Para no desfallecer, la solución alternativa a las excusas son las trampas. Quien esté libre de pecado que tire la primera bola. No hace mucho en un partido, un jugador amateur de verdad, obseso del juego, de esos que se han divorciado y perdido el empleo por culpa del golf, al detectar el trampeo general me dijo con su mejor ánimo: Creo que tenéis reglas propias que desconozco, si hago algo mal me lo decís.
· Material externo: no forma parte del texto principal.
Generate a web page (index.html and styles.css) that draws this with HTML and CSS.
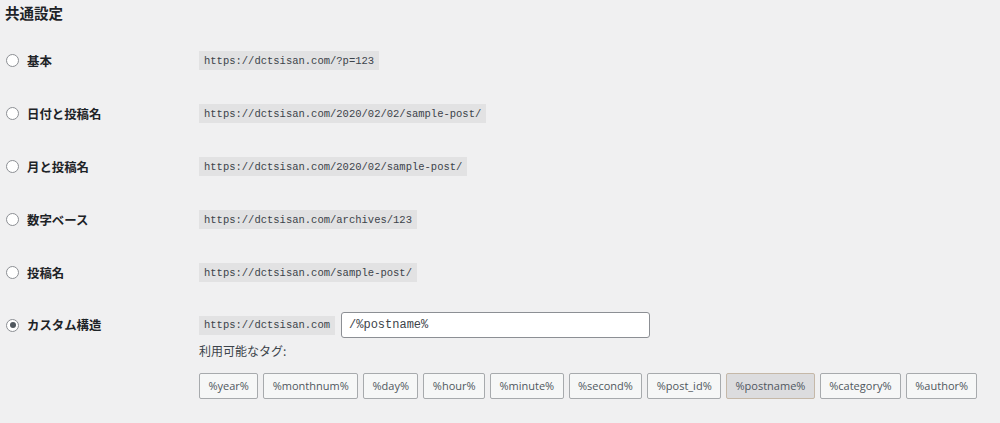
FILE: index.html
```html
<!DOCTYPE html>
<html lang="ja">
<head>
<meta charset="utf-8">
<title>共通設定</title>
<link rel="stylesheet" href="styles.css">
</head>
<body>
<div class="page">
  <h2 class="title">共通設定</h2>
  <div class="rows">
    <div class="row">
      <label class="opt"><span class="radio"></span><span class="lbl">基本</span></label>
      <div class="val"><code>https://dctsisan.com/?p=123</code></div>
    </div>
    <div class="row">
      <label class="opt"><span class="radio"></span><span class="lbl">日付と投稿名</span></label>
      <div class="val"><code>https://dctsisan.com/2020/02/02/sample-post/</code></div>
    </div>
    <div class="row">
      <label class="opt"><span class="radio"></span><span class="lbl">月と投稿名</span></label>
      <div class="val"><code>https://dctsisan.com/2020/02/sample-post/</code></div>
    </div>
    <div class="row">
      <label class="opt"><span class="radio"></span><span class="lbl">数字ベース</span></label>
      <div class="val"><code>https://dctsisan.com/archives/123</code></div>
    </div>
    <div class="row">
      <label class="opt"><span class="radio"></span><span class="lbl">投稿名</span></label>
      <div class="val"><code>https://dctsisan.com/sample-post/</code></div>
    </div>
    <div class="row custom">
      <label class="opt"><span class="radio checked"></span><span class="lbl">カスタム構造</span></label>
      <div class="col">
        <div class="struct">
          <code>https://dctsisan.com</code>
          <div class="input">/%postname%</div>
        </div>
        <div class="avail">利用可能なタグ:</div>
        <div class="tags">
          <button class="tag">%year%</button>
          <button class="tag">%monthnum%</button>
          <button class="tag">%day%</button>
          <button class="tag">%hour%</button>
          <button class="tag">%minute%</button>
          <button class="tag">%second%</button>
          <button class="tag">%post_id%</button>
          <button class="tag active">%postname%</button>
          <button class="tag">%category%</button>
          <button class="tag">%author%</button>
        </div>
      </div>
    </div>
  </div>
</div>
</body>
</html>
```
FILE: styles.css
```css
html, body {
  margin: 0;
  padding: 0;
  background: #f0f0f1;
}
body {
  font-family: "Noto Sans CJK JP", "Noto Sans", sans-serif;
  color: #1d2327;
}
.page {
  padding: 0 0 0 5px;
  height: 423px;
  overflow: hidden;
}
.title {
  margin: 0;
  height: 34px;
  font-size: 14.5px;
  font-weight: 700;
  line-height: 26px;
}
.row {
  display: grid;
  grid-template-columns: 194px 1fr;
  align-items: center;
  height: 53px;
}
.row.custom {
  align-items: start;
  height: auto;
  padding-top: 13px;
}
.val {
  display: flex;
  align-items: center;
}
.opt {
  display: flex;
  align-items: center;
  height: 26px;
}
.radio {
  width: 11px;
  height: 11px;
  border: 1px solid #8c8f94;
  border-radius: 50%;
  background: #fff;
  margin-left: 1px;
  margin-right: 8px;
  position: relative;
  flex: none;
}
.radio.checked::after {
  content: "";
  position: absolute;
  left: 2.5px;
  top: 2.5px;
  width: 6px;
  height: 6px;
  border-radius: 50%;
  background: #50575e;
}
.lbl {
  font-size: 12.4px;
  font-weight: 700;
  color: #1d2327;
}
code {
  font-family: "Liberation Mono", "DejaVu Sans Mono", monospace;
  font-size: 10.5px;
  background: #e2e2e3;
  color: #3c434a;
  padding: 3.5px 5px;
  line-height: 12px;
  display: block;
}
.struct {
  display: flex;
  align-items: center;
  gap: 6px;
  height: 26px;
}
.input {
  width: 309px;
  height: 26px;
  box-sizing: border-box;
  background: #fff;
  border: 1px solid #8c8f94;
  border-radius: 3px;
  font-family: "Liberation Mono", "DejaVu Sans Mono", monospace;
  font-size: 12px;
  color: #3c434a;
  line-height: 24px;
  padding: 0 7px;
}
.avail {
  font-size: 12px;
  color: #3c434a;
  line-height: 16px;
  margin-top: 5px;
}
.tags {
  display: flex;
  gap: 5px;
  margin-top: 14px;
}
.tag {
  font-family: "Open Sans", "Noto Sans", sans-serif;
  font-size: 11px;
  color: #50575e;
  background: #f6f7f7;
  border: 1px solid #a7aaad;
  border-radius: 2px;
  height: 26px;
  padding: 0 8.4px;
  margin: 0;
  line-height: 24px;
}
.tag.active {
  background: #dcdcde;
  border-color: #c5b8a8;
}
```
Algunas trampas son muy conocidas: colocarte bien la bola en la hierba alta con el cuento de levantarla “para ver si es tuya”, patada de karateca para sacarla del arbusto a la calle, sacar bola nueva tras perderla y callar como un muerto, adelantarla metro y medio en el green al limpiarla; una de mis preferidas: quitar arena en el bunker detrás de la bola para dejar sitio al palo; otra que nunca he practicado pero que he visto hacer a las señoras: coger con la mano la bola que se ha quedado junto a la valla y lanzarla disimuladamente lo más lejos posible. O sumar los golpes con las cuentas del Gran Capitán… Como aquel jugador al que su marcador en un campeonato le preguntó por cortesía tras terminar el hoyo:
- ¿Qué has hecho?
- Par.
- ¿Cómo que par? Te hemos contado nueve
golpes.
- Entonces impar.
Y si no funcionan las excusas ni las trampas, lo mejor es el cabreo. Todo el mundo se cabrea porque forma parte de la condición humana. Lo que varía son las formas. Hay dos inversas que reflejan el mal carácter del perdedor: el que se cabrea de puertas adentro y el de puertas afuera. El primero, con una sonrisa gélida en los labios, echa humo por las orejas, enrojece y le sale un sarpullido. El segundo, jura en arameo, escupe frenético y rompe el palo contra un árbol. Algunos reúnen las dos características. Lo que tienen en común es que pagan sus frustraciones con los demás: los introvertidos hacen comentarios viperinos de tu juego, te vigilan con lupa, te repasan celosos los golpes, te corrigen y te fastidian. Los extrovertidos se limitan a no dirigirte la palabra durante una semana. Prefiero los segundos.